A team led by Heightman is carrying out the largest study of its kind on more than 4,500 Covid long-haulers who were never admitted to hospital. It will analyse diagnostic tests, such as MRI scans, look at the effectiveness of at least three existing drug treatments and monitor patients’ rehabilitation through a symptom-tracker app.

“What’s been really disconcerting is the sheer number of young patients in their 30s and 40s who were previously fit and well and, despite initially mild acute illness, have had their life derailed by this condition,” says Heightman.

Steven Deeks, professor of medicine at the University of California, San Francisco, who studies long-haul Covid, thinks this particular cohort of patients “are likely to have an answer to the fundamental riddle” of the condition.

There are different “buckets of symptoms”, says Deeks, which researchers are trying to delineate, looking at hospitalised and non-hospitalised patients, for example. The next step is to analyse the different symptom clusters, which span from heart and lung issues to neurological problems to hormone complications. “Long Covid is a catch-all term for multiple mechanisms,” says Deeks.

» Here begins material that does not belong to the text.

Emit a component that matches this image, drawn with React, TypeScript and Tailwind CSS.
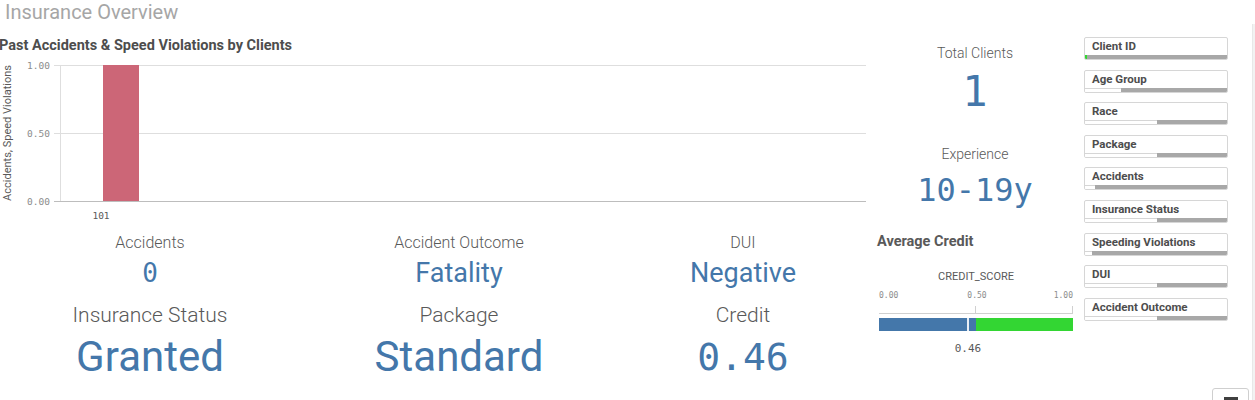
const blue = "text-[#4477aa]";

const filters = [
  { label: "Client ID", white: 0, green: true },
  { label: "Age Group", white: 36 },
  { label: "Race", white: 72 },
  { label: "Package", white: 72 },
  { label: "Accidents", white: 10 },
  { label: "Insurance Status", white: 72 },
  { label: "Speeding Violations", white: 7 },
  { label: "DUI", white: 72 },
  { label: "Accident Outcome", white: 72 },
];

function BarChart() {
  // page y = svg y + 55
  const ticks = [
    { label: "1.00", y: 10 },
    { label: "0.50", y: 78 },
    { label: "0.00", y: 146 },
  ];
  return (
    <svg width={868} height={170} className="block">
      <text
        x={11}
        y={78}
        transform="rotate(-90 11 78)"
        textAnchor="middle"
        fontSize={11}
        fill="#595959"
        fontFamily="Roboto, sans-serif"
      >
        Accidents, Speed Violations
      </text>
      {ticks.map((t) => (
        <g key={t.label}>
          <line
            x1={54}
            x2={866}
            y1={t.y + 0.5}
            y2={t.y + 0.5}
            stroke={t.y === 146 ? "#bdbdbd" : "#dedede"}
          />
          <text
            x={50}
            y={t.y + 3.5}
            textAnchor="end"
            fontSize={9.5}
            fill="#8c8c8c"
            fontFamily="'DejaVu Sans Mono', monospace"
          >
            {t.label}
          </text>
        </g>
      ))}
      <line x1={60.5} x2={60.5} y1={10} y2={146} stroke="#dedede" />
      <rect x={103} y={10} width={36} height={136} fill="#cc6677" />
      <text
        x={101}
        y={164}
        textAnchor="middle"
        fontSize={9.5}
        fill="#595959"
        fontFamily="'DejaVu Sans Mono', monospace"
      >
        101
      </text>
    </svg>
  );
}

function Kpi({
  label,
  value,
  bigLabel,
  bigValue,
  mono,
  bigMono,
  width,
}: {
  label: string;
  value: string;
  bigLabel: string;
  bigValue: string;
  mono?: boolean;
  bigMono?: boolean;
  width: string;
}) {
  return (
    <div className={`${width} flex flex-col items-center`}>
      <div className="text-[16px] leading-[20px] text-[#595959] font-light">{label}</div>
      <div
        className={`mt-[5px] leading-[30px] ${blue} ${
          mono ? "font-['DejaVu_Sans_Mono',monospace] text-[26px]" : "text-[27px]"
        }`}
      >
        {value}
      </div>
      <div className="mt-[15px] text-[21px] leading-[24px] text-[#595959] font-light">
        {bigLabel}
      </div>
      <div
        className={`mt-[7px] leading-[46px] ${blue} ${
          bigMono ? "font-['DejaVu_Sans_Mono',monospace] text-[38px]" : "text-[42px]"
        }`}
      >
        {bigValue}
      </div>
    </div>
  );
}

function Gauge() {
  return (
    <div className="ml-[11px] w-[194px]">
      <div className="text-center text-[11px] leading-[14px] text-[#595959]">CREDIT_SCORE</div>
      <div className="mt-[7px] flex justify-between text-[8px] leading-[10px] text-[#8c8c8c] font-['DejaVu_Sans_Mono',monospace]">
        <span>0.00</span>
        <span className="pl-[2px]">0.50</span>
        <span>1.00</span>
      </div>
      <svg width={194} height={31} className="block">
        <line x1={0} x2={194} y1={12.5} y2={12.5} stroke="#d0d0d0" />
        <line x1={96.5} x2={96.5} y1={5} y2={12} stroke="#d0d0d0" />
        <line x1={193.5} x2={193.5} y1={5} y2={12} stroke="#d0d0d0" />
        <rect x={0} y={17} width={97} height={13} fill="#4477aa" />
        <rect x={97} y={17} width={97} height={13} fill="#33d633" />
        <rect x={88} y={17} width={2} height={13} fill="#e8eef5" />
      </svg>
      <div className="mt-[10px] w-[178px] text-center text-[11px] leading-[14px] text-[#595959] font-['DejaVu_Sans_Mono',monospace]">
        0.46
      </div>
    </div>
  );
}

export default function App() {
  return (
    <div className="relative w-[1255px] h-[400px] overflow-hidden bg-white font-['Roboto','Liberation_Sans',sans-serif]">
      <div className="pl-[5px] h-[24px] text-[20px] leading-[24px] text-[#a6a6a6]">
        Insurance Overview
      </div>
      <div className="flex">
        {/* chart + kpis */}
        <div className="w-[868px]">
          <div className="mt-[13px] text-[14.5px] leading-[18px] font-bold text-[#4d4d4d] -ml-[1px]">
            Past Accidents &amp; Speed Violations by Clients
          </div>
          <BarChart />
          <div className="mt-[8px] flex">
            <Kpi
              width="w-[300px]"
              label="Accidents"
              value="0"
              mono
              bigLabel="Insurance Status"
              bigValue="Granted"
            />
            <Kpi
              width="w-[318px]"
              label="Accident Outcome"
              value="Fatality"
              bigLabel="Package"
              bigValue="Standard"
            />
            <Kpi
              width="w-[250px]"
              label="DUI"
              value="Negative"
              bigLabel="Credit"
              bigValue="0.46"
              bigMono
            />
          </div>
        </div>

        {/* totals + gauge */}
        <div className="w-[214px] flex flex-col">
          <div className="mt-[19px] text-center text-[14px] leading-[20px] text-[#595959] font-light">
            Total Clients
          </div>
          <div className={`mt-[7px] text-center text-[42px] leading-[44px] ${blue} font-['DejaVu_Sans_Mono',monospace]`}>
            1
          </div>
          <div className="mt-[30px] text-center text-[14px] leading-[20px] text-[#595959] font-light">
            Experience
          </div>
          <div className={`mt-[8px] text-center text-[32px] leading-[36px] ${blue} font-['DejaVu_Sans_Mono',monospace]`}>
            10-19y
          </div>
          <div className="mt-[25px] pl-[9px] text-[14.5px] leading-[18px] font-bold text-[#595959]">
            Average Credit
          </div>
          <div className="mt-[19px]">
            <Gauge />
          </div>
        </div>

        {/* filter panes */}
        <div className="ml-[2px] mt-[13px] w-[144px] flex flex-col gap-[9.6px]">
          {filters.map((f) => (
            <div
              key={f.label}
              className="h-[23px] flex flex-col border border-[#d6d6d6] rounded-[2px] bg-white overflow-hidden"
            >
              <div className="flex-1 pl-[7px] text-[11.5px] leading-[17px] font-bold text-[#4d4d4d]">
                {f.label}
              </div>
              <div className="h-[4px] flex">
                {f.green && <div className="w-[2px] bg-[#33d633]" />}
                {f.white > 0 && (
                  <div
                    className="border-t border-[#d6d6d6] bg-white"
                    style={{ width: f.white }}
                  />
                )}
                <div className="flex-1 bg-[#a8a8a8]" />
              </div>
            </div>
          ))}
        </div>

        <div className="flex-1" />
        <div className="w-[3px] h-[376px] bg-[#f2f2f2] border-l border-[#e8e8e8]" />
      </div>

      {/* small toolbar button at bottom right */}
      <div className="absolute left-[1212px] top-[388px] w-[37px] h-[20px] border border-[#cfcfcf] rounded-[3px] bg-white flex justify-center">
        <div className="mt-[8px] w-[14px] h-[3px] bg-[#404040]" />
      </div>
    </div>
  );
}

“We will begin to see from the studies what the biology at play is: some patients will have regular tissue damage, some patients will suffer from an inflammatory disease and some may have had an autoimmune reaction,” he says.

Symptom clusters span from heart and lung issues to neurological problems and hormone complications © Ernesto Benavides/AFP via Getty Images

Whether the vaccines protect against long Covid, given the “breakthrough” infections seen among those who have been double jabbed, is also being explored. “As Covid becomes endemic, this becomes the most important question of all,” adds Deeks.

In a recent positive development, the team behind the UK’s Zoe Covid tracker app found that the odds of a fully vaccinated person who falls ill with Covid facing persistent symptoms for longer than four weeks were cut in half. Between December 2020 and July this year, only 5 per cent of 592 double-jabbed people with Covid had symptoms after four weeks, compared with 11 per cent among 2,762 unvaccinated individuals who tested positive.

‘There does seem to be some breakthroughs, but obviously these things take time, and by the time that trickles down to patients, you wonder how long it will be’ — Amy Durant © Perry Gibson, for the FT

Researchers are also probing whether vaccination may provide a cure for long Covid. Anecdotal accounts suggest about 30 per cent of sufferers experience an improvement in symptoms after being vaccinated, while about 15 per cent see their symptoms worsen, according to Akiko Iwasaki, a professor of immunobiology at Yale School of Medicine.

“The vaccine generates robust antibody and memory T-cell immunity against the spike protein so, if that’s changing the symptoms of long Covid, we can get a better sense of how to help people,” Iwasaki explains — adding that her team and others are “working around the clock” to understand the pathology of long Covid.

For Durant and the millions of long Covid sufferers globally, whose symptoms have refused to clear up, a solution cannot come soon enough.

“There does seem to be some breakthroughs, but obviously these things take time,” says Durant, “and by the time that trickles down to patients, you wonder how long it will be.”